The Death of Forgiveness

In 1961 John Profumo, Minister of War in the British government and a married man, conducted a brief, tawdry affair with teenage party girl Christine Keeler. Among Miss Keeler’s other […]
Published on August 16, 2018

In 1961 John Profumo, Minister of War in the British government and a married man, conducted a brief, tawdry affair with teenage party girl Christine Keeler. Among Miss Keeler’s other lovers was Yevgeni Ivanov, a Soviet military attaché and intelligence agent. When this potential threat to national security was raised in the House of Commons, Mr. Profumo did a foolish thing – he told a lie and denied that he had engaged in any “impropriety” with the lovely Christine.

Now, the British don’t mind politicians lying, nor do they care much about how the gentry cavorts with lower-class young men or women, but they do take “misleading the House” very seriously. Telling lies to a reporter or your constituents is all part of a politician’s life, but deliberately fibbing inside the sacred precincts of Parliament is just not done, old chap. So, John Profumo was forced to resign in disgrace. He disappeared from public life.

Profumo was a wealthy man who could have happily lived off his private income, but instead, in his darkest moment, he took up charity work in inner-city London. Never seeking any publicity, he dedicated his life to raising money for Toynbee Hall and its labours on behalf of the city’s poor. In 1975 British society recognized Profumo’s redemption – he was made a Commander of the Order of the British Empire and was received by both the Queen and the Prime Minister. He died in 2005, a well-respected citizen.

Profumo’s story is inspiring but it could never happen in contemporary North America. The likelihood of a cabinet minister resigning over a question of honour is very small; try and recall the last time it happened. The mendacity of politicians is now taken for granted and if their lips are moving, one may be certain that mistruths are being uttered.

But the main reason why the example of John Profumo will not be imitated is that these days society does not forgive. There is no sense that an apology for a past misdeed is anything else but a sign of weakness and a signal to intensify the attack. There is no sense that a person’s life is always a mixture of light and darkness; nowadays it is the blot on the character that defines it forever.

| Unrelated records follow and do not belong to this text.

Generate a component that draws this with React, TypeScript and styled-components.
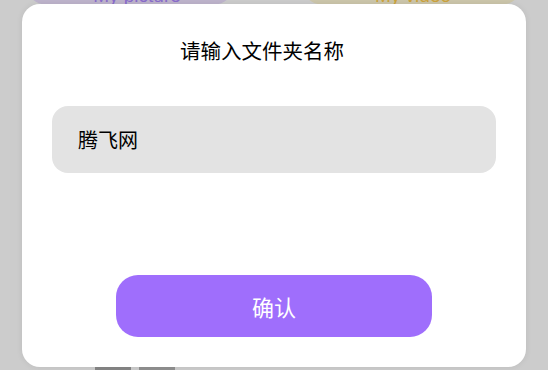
import React from 'react'
import styled, { createGlobalStyle } from 'styled-components'

const GlobalStyle = createGlobalStyle`
  html, body {
    margin: 0;
    padding: 0;
    background: #ffffff;
    overflow: hidden;
  }
  body {
    font-family: "Noto Sans CJK SC", "Noto Sans", sans-serif;
  }
`

export default function App() {
  return (
    <>
      <GlobalStyle />
      <Screen>
        <Page>
          <CardRow>
            <Card tint="#eee2ff" ink="#ad87ff" shift={14}>My picture</Card>
            <Card tint="#fff8d6" ink="#ffcc4a" shift={2}>My video</Card>
          </CardRow>
          <Spacer />
          <ThumbRow>
            <Thumb shade="#a8a8a8" />
            <Thumb shade="#b4b4b4" />
          </ThumbRow>
        </Page>
        <Overlay />
        <Dialog>
          <Title>请输入文件夹名称</Title>
          <NameInput defaultValue="腾飞网" />
          <ConfirmButton>确认</ConfirmButton>
        </Dialog>
      </Screen>
    </>
  )
}

const Screen = styled.div`
  position: relative;
  width: 548px;
  height: 370px;
  overflow: hidden;
`

const Page = styled.div`
  display: flex;
  flex-direction: column;
  height: 370px;
  padding: 0 24px;
  box-sizing: border-box;
`

const CardRow = styled.div`
  display: grid;
  grid-template-columns: 212px 224px;
  justify-content: space-between;
  margin-top: -40px;
`

const Card = styled.div<{ tint: string; ink: string; shift: number }>`
  height: 45px;
  border-radius: 0 0 24px 24px;
  background: ${(p) => p.tint};
  color: ${(p) => p.ink};
  font-family: "Liberation Sans", Arial, sans-serif;
  font-size: 19px;
  display: flex;
  align-items: flex-end;
  justify-content: center;
  line-height: 1;
  padding-left: ${(p) => p.shift}px;
  box-sizing: border-box;
`

const Spacer = styled.div`
  flex: 1;
`

const ThumbRow = styled.div`
  display: flex;
  gap: 8px;
  padding-left: 71px;
  margin-bottom: -30px;
`

const Thumb = styled.div<{ shade: string }>`
  width: 36px;
  height: 33px;
  background: ${(p) => p.shade};
`

const Overlay = styled.div`
  position: absolute;
  inset: 0;
  background: rgba(0, 0, 0, 0.2);
`

const Dialog = styled.div`
  position: absolute;
  left: 22px;
  top: 4px;
  width: 504px;
  height: 363px;
  box-sizing: border-box;
  background: #ffffff;
  border-radius: 18px;
  box-shadow: 0 0 6px rgba(0, 0, 0, 0.08);
  display: flex;
  flex-direction: column;
  align-items: center;
  padding: 32px 30px 30px;
`

const Title = styled.div`
  font-size: 20.5px;
  line-height: 28px;
  color: #000000;
  margin-bottom: 42px;
  padding-right: 24px;
`

const NameInput = styled.input`
  width: 100%;
  height: 67px;
  box-sizing: border-box;
  border: none;
  outline: none;
  border-radius: 16px;
  background: #e3e3e3;
  padding: 0 26px;
  font-family: "Noto Sans CJK SC", "Noto Sans", sans-serif;
  font-size: 20px;
  color: #000000;
`

const ConfirmButton = styled.button`
  margin-top: auto;
  width: 316px;
  height: 62px;
  border: none;
  border-radius: 22px;
  background: #9f6efc;
  color: #ffffff;
  font-family: "Noto Sans CJK SC", "Noto Sans", sans-serif;
  font-size: 22px;
  cursor: pointer;
`
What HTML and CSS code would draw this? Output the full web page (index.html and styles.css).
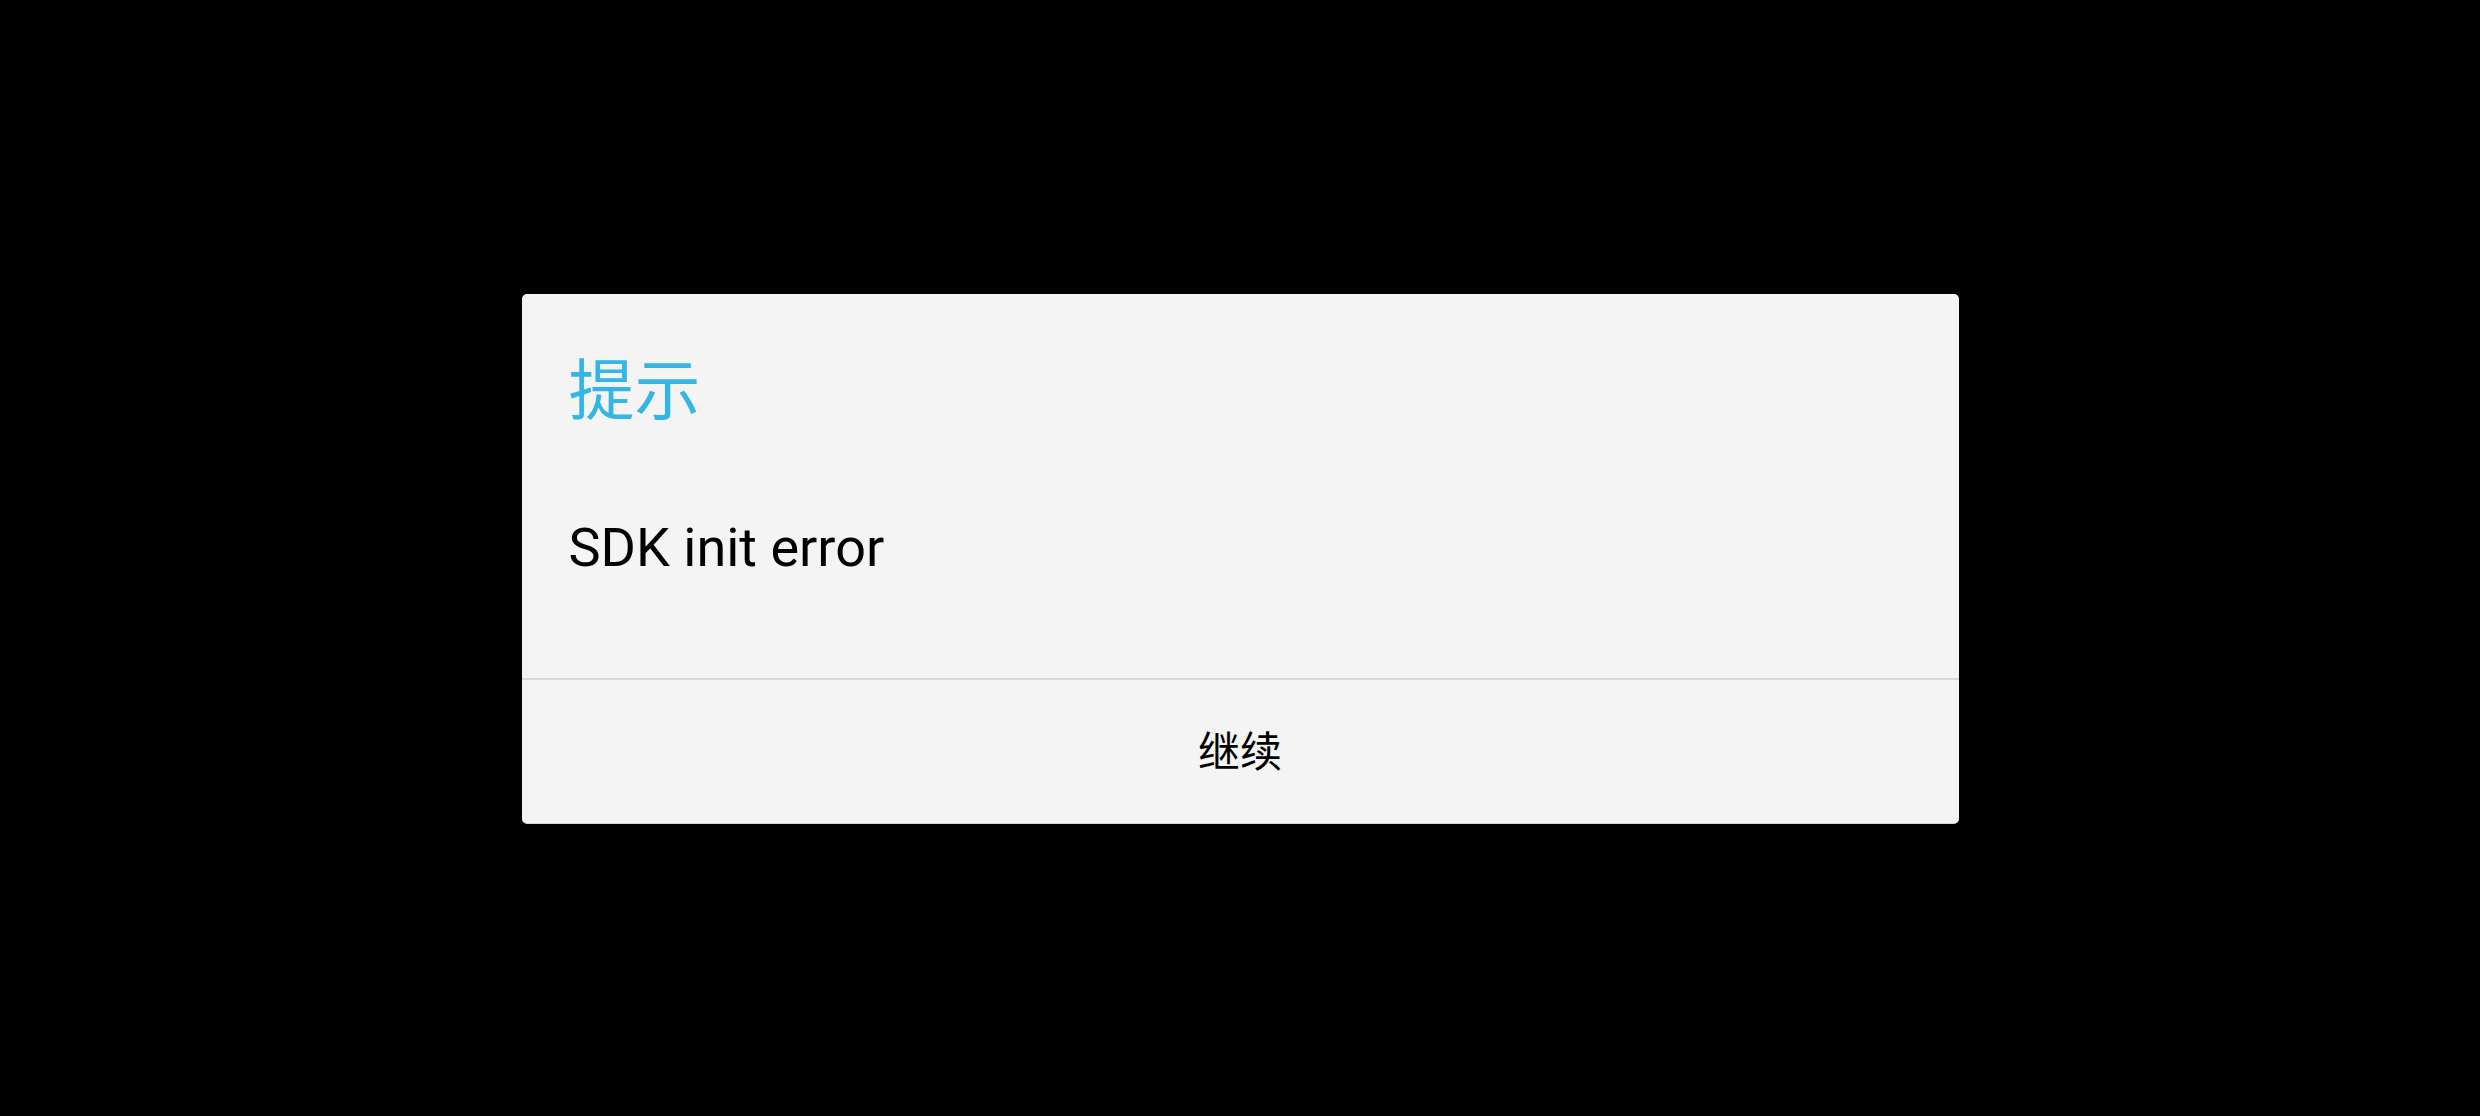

Let us take the case of a baseball pitcher, Josh Hader of the Milwaukee Brewers who was recently voted on to the All-Star team. In his youth, Hader had used some bad words on social media about homosexuals and African Americans. He was publicly castigated when someone unearthed the old posts, was forced to take sensitivity classes, and has since apologized for what he called “inexcusable” and immature” remarks.

Naturally, his repentance has called forth further condemnation from the ranks of the morally superior and professionally offended. Michael Powell of the New York Times sports department – the place where you and I always go for lessons in proper behavior – is determined that Hader’s crimes not be forgotten. In a recent article, reprinted in the Globe and Mail, Powell claims that he is not unforgiving of youthful stupidity but then goes on to denounce the fellow anyway. He then accelerates into a denunciation of baseball fans in Milwaukee who had the effrontery to applaud the player on his first home-town start since the All-Star Game.

The only reason that Powell could think of for cheering a star pitcher was – and you knew this was coming – racism. Hader was white. The baseball crowd was largely white. And for Powell, baseball itself is too white. See how easily the argument flowed, from a cheap denunciation of a teenager’s bad behavior to a blanket accusation of racism against America’s national pastime. If you wonder why readership of American newspaper sports pages is at an all-time low or why ESPN is hemorrhaging millions of subscribers, you need to look no farther than the moral preening of Michael Powell and his colleagues.

The abandonment of forgiveness as a social value is evident here in Canada, as we have seen in the campaigns against national heroes who centuries ago performed an act that today’s Social Justice Warriors would find repugnant – John A. Macdonald, Egerton Ryerson, Lord Cornwallis, Marguerite d’Youville, etc., are now put in the corner of shame, never to re-emerge.

The desire to wallow in the misdeeds of bygone years may well reach its apex in Austin, Texas. There the city council set up a commission to identify those prominent men and women of the past who now needed to have their statues taken down or names removed from schools, parks, or hospitals because of behavior that was unremarkable centuries ago but which is now seen as an unspeakable crime. Any connections with the Confederacy were viewed as especially heinous.

Oops. As any first-year history student could have told that Council of the Virtuous, Stephen F. Austin, the man known as the “Father of Texas”, the first secretary of State of the Republic of Texas, the man after whom the city was named, was a proponent of slavery. It is fair to say that without his leadership Texas might still be a part of Mexico, but will that fact be enough to bring a measure of forgiveness and save his name? Let’s watch to find out.